(Exercise directions):
Search the material below for the word "that" and copy every line in which it occurs.

(Provided data):
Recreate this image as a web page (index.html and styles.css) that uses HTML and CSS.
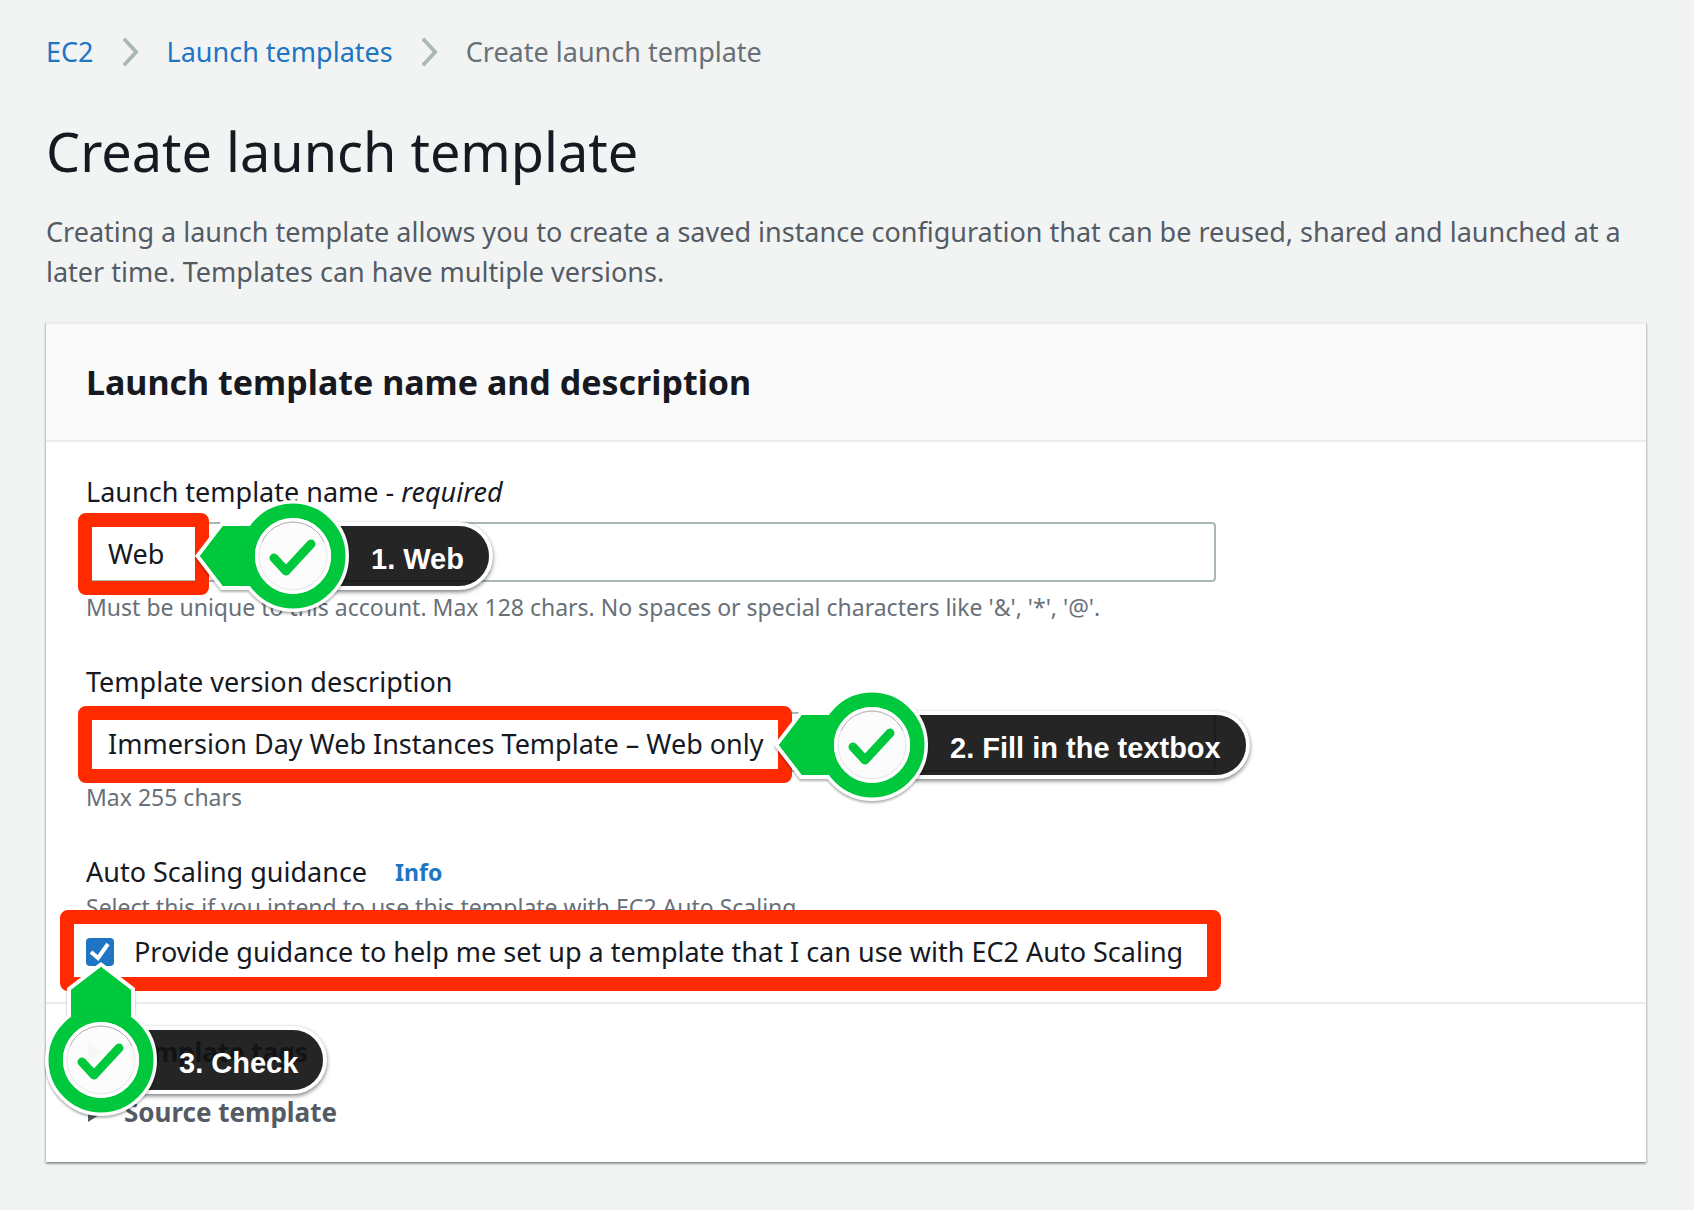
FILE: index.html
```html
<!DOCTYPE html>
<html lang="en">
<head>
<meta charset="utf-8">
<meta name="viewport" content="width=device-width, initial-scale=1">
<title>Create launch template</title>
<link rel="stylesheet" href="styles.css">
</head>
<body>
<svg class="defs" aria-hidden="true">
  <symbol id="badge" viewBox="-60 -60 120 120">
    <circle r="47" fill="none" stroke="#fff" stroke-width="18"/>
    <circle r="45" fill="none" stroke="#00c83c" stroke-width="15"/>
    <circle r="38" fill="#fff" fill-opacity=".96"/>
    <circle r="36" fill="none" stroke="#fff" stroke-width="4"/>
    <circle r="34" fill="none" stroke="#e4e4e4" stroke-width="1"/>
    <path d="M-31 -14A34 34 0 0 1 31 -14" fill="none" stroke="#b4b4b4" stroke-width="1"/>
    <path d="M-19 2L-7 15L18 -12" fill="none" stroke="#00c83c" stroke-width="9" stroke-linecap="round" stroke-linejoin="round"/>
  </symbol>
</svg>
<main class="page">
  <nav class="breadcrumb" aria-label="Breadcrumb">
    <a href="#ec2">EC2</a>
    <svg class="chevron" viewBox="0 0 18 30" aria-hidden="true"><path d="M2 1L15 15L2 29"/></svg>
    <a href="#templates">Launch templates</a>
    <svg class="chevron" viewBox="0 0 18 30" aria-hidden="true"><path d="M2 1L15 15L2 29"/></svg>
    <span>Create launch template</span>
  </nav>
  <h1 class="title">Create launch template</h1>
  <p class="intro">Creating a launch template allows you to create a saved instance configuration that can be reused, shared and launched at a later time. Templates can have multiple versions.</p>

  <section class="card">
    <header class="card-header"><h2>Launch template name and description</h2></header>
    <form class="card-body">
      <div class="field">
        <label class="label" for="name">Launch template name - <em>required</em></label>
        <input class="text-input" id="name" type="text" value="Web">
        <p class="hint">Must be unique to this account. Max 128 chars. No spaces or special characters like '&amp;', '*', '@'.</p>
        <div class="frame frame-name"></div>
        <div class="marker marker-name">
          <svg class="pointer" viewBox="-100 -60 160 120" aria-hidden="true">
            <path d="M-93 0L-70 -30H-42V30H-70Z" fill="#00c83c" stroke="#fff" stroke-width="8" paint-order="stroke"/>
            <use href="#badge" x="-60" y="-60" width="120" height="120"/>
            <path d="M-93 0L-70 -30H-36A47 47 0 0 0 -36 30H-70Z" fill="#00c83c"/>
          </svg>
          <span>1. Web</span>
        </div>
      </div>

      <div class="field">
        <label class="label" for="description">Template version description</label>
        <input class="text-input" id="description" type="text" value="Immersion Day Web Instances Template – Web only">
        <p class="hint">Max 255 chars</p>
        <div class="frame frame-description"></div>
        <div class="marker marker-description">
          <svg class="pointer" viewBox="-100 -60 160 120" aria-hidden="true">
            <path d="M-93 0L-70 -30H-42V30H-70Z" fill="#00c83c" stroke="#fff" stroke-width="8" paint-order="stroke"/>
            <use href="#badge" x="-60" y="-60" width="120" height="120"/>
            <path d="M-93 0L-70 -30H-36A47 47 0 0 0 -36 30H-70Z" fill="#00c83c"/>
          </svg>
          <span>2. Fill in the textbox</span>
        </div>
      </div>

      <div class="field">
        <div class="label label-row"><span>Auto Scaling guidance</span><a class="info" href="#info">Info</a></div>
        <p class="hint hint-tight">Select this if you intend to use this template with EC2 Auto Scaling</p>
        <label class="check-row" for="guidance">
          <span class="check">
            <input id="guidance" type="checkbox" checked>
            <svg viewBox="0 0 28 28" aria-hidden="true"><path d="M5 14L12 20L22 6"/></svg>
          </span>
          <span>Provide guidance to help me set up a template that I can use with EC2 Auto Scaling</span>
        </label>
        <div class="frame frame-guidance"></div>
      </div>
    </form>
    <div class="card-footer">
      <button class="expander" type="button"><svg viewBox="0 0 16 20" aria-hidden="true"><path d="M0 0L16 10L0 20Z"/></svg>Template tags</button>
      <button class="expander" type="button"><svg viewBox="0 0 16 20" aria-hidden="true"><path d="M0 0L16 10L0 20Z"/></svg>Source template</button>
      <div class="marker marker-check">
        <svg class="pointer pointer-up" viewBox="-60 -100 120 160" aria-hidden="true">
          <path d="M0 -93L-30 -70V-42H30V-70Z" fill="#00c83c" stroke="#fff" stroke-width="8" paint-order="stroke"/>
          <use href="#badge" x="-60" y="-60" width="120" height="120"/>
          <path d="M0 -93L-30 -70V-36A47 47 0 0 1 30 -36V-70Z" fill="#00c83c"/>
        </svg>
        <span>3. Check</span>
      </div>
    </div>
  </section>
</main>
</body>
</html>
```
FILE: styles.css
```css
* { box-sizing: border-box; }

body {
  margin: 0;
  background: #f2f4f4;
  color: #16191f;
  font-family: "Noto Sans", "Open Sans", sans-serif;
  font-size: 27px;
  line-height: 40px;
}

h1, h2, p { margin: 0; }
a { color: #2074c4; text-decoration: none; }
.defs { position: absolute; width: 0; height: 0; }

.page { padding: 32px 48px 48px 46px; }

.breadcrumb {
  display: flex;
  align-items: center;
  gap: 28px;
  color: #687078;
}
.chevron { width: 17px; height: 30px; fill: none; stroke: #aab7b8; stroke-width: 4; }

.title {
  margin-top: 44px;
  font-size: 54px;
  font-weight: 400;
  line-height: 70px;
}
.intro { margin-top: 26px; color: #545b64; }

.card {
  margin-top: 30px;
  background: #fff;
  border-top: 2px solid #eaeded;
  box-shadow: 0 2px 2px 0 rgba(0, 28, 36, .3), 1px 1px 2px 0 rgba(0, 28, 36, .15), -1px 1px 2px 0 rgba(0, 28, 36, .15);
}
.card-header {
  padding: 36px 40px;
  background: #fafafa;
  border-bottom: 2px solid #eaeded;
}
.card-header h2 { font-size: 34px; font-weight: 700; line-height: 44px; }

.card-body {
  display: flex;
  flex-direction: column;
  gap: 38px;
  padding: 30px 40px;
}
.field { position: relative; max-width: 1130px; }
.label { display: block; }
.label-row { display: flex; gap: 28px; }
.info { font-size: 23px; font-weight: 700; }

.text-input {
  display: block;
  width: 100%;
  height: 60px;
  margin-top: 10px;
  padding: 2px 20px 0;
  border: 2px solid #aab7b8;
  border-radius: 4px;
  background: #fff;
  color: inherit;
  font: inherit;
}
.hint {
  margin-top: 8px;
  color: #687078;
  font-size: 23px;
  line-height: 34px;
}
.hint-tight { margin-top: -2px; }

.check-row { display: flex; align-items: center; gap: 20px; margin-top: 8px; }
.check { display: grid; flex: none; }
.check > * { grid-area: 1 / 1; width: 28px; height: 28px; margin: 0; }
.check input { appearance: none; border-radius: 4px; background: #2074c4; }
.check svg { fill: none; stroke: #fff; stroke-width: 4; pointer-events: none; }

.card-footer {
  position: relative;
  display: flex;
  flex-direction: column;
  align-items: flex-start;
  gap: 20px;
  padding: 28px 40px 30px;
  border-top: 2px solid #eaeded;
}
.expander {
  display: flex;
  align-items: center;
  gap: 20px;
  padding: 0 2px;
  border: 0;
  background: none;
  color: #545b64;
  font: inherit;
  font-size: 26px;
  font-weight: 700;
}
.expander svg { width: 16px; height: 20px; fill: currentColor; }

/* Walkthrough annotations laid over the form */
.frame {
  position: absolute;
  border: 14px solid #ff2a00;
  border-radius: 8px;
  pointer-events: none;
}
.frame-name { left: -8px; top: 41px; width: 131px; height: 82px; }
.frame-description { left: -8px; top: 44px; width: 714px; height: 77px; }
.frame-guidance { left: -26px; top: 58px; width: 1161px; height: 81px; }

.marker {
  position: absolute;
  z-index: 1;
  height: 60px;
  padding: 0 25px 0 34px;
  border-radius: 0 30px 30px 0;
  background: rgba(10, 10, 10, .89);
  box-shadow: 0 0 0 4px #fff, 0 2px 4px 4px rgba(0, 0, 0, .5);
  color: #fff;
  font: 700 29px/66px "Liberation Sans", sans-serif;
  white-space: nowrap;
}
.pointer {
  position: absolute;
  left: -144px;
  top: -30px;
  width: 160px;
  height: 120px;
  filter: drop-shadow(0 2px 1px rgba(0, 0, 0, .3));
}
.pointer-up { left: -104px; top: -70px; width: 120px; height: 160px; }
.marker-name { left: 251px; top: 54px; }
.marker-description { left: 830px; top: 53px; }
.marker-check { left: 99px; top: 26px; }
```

(Output of the task):
Recreate this image as a web page (index.html and styles.css) that uses HTML and CSS.
  <p class="intro">Creating a launch template allows you to create a saved instance configuration that can be reused, shared and launched at a later time. Templates can have multiple versions.</p>
          <span>Provide guidance to help me set up a template that I can use with EC2 Auto Scaling</span>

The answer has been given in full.